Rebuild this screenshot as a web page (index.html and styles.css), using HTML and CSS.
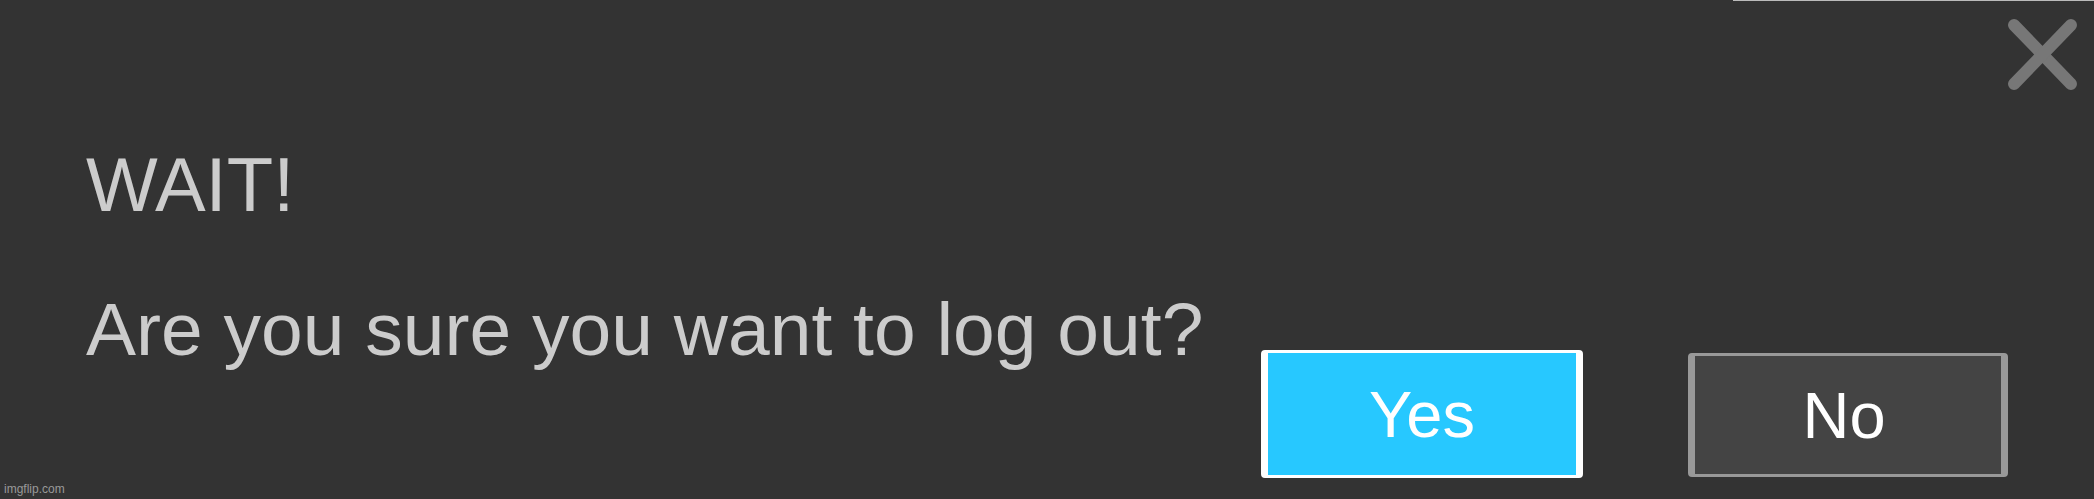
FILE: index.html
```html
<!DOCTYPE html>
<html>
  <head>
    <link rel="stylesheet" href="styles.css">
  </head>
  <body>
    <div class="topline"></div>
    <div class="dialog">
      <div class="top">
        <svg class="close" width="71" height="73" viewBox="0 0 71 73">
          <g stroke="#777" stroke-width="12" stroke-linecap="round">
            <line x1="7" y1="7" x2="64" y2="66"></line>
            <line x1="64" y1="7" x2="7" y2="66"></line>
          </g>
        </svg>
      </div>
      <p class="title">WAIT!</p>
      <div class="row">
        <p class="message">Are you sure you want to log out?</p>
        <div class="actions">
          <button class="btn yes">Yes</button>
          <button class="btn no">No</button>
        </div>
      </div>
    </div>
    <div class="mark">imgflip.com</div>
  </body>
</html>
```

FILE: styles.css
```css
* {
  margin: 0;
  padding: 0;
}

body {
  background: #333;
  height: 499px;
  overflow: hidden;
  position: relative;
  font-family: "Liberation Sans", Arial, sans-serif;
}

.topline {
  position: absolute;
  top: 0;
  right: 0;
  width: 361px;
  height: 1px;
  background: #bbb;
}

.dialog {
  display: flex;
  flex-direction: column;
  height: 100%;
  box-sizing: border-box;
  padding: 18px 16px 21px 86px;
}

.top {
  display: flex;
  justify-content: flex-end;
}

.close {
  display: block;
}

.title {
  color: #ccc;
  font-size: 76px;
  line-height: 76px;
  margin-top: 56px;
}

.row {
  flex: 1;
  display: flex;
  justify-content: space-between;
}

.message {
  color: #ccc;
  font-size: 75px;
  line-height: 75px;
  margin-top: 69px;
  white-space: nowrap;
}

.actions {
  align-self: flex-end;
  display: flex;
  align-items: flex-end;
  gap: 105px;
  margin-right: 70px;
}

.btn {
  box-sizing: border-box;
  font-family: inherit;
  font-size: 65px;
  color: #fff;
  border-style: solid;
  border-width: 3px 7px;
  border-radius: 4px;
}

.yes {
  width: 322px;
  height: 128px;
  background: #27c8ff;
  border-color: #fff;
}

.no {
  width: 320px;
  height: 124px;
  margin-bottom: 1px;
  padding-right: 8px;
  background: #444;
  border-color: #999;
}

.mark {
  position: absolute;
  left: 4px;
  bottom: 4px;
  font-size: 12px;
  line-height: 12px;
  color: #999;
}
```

## YOUR GOAL
Working from the lines above, reproduce the material exactly and exclude its pictures.

## RESPONSE FOR THIS EXERCISE
Rebuild this screenshot as a web page (index.html and styles.css), using HTML and CSS.
FILE: index.html
```html
<!DOCTYPE html>
<html>
  <head>
    <link rel="stylesheet" href="styles.css">
  </head>
  <body>
    <div class="topline"></div>
    <div class="dialog">
      <div class="top">
        <svg class="close" width="71" height="73" viewBox="0 0 71 73">
          <g stroke="#777" stroke-width="12" stroke-linecap="round">
            <line x1="7" y1="7" x2="64" y2="66"></line>
            <line x1="64" y1="7" x2="7" y2="66"></line>
          </g>
        </svg>
      </div>
      <p class="title">WAIT!</p>
      <div class="row">
        <p class="message">Are you sure you want to log out?</p>
        <div class="actions">
          <button class="btn yes">Yes</button>
          <button class="btn no">No</button>
        </div>
      </div>
    </div>
    <div class="mark">imgflip.com</div>
  </body>
</html>
```

FILE: styles.css
```css
* {
  margin: 0;
  padding: 0;
}

body {
  background: #333;
  height: 499px;
  overflow: hidden;
  position: relative;
  font-family: "Liberation Sans", Arial, sans-serif;
}

.topline {
  position: absolute;
  top: 0;
  right: 0;
  width: 361px;
  height: 1px;
  background: #bbb;
}

.dialog {
  display: flex;
  flex-direction: column;
  height: 100%;
  box-sizing: border-box;
  padding: 18px 16px 21px 86px;
}

.top {
  display: flex;
  justify-content: flex-end;
}

.close {
  display: block;
}

.title {
  color: #ccc;
  font-size: 76px;
  line-height: 76px;
  margin-top: 56px;
}

.row {
  flex: 1;
  display: flex;
  justify-content: space-between;
}

.message {
  color: #ccc;
  font-size: 75px;
  line-height: 75px;
  margin-top: 69px;
  white-space: nowrap;
}

.actions {
  align-self: flex-end;
  display: flex;
  align-items: flex-end;
  gap: 105px;
  margin-right: 70px;
}

.btn {
  box-sizing: border-box;
  font-family: inherit;
  font-size: 65px;
  color: #fff;
  border-style: solid;
  border-width: 3px 7px;
  border-radius: 4px;
}

.yes {
  width: 322px;
  height: 128px;
  background: #27c8ff;
  border-color: #fff;
}

.no {
  width: 320px;
  height: 124px;
  margin-bottom: 1px;
  padding-right: 8px;
  background: #444;
  border-color: #999;
}

.mark {
  position: absolute;
  left: 4px;
  bottom: 4px;
  font-size: 12px;
  line-height: 12px;
  color: #999;
}
```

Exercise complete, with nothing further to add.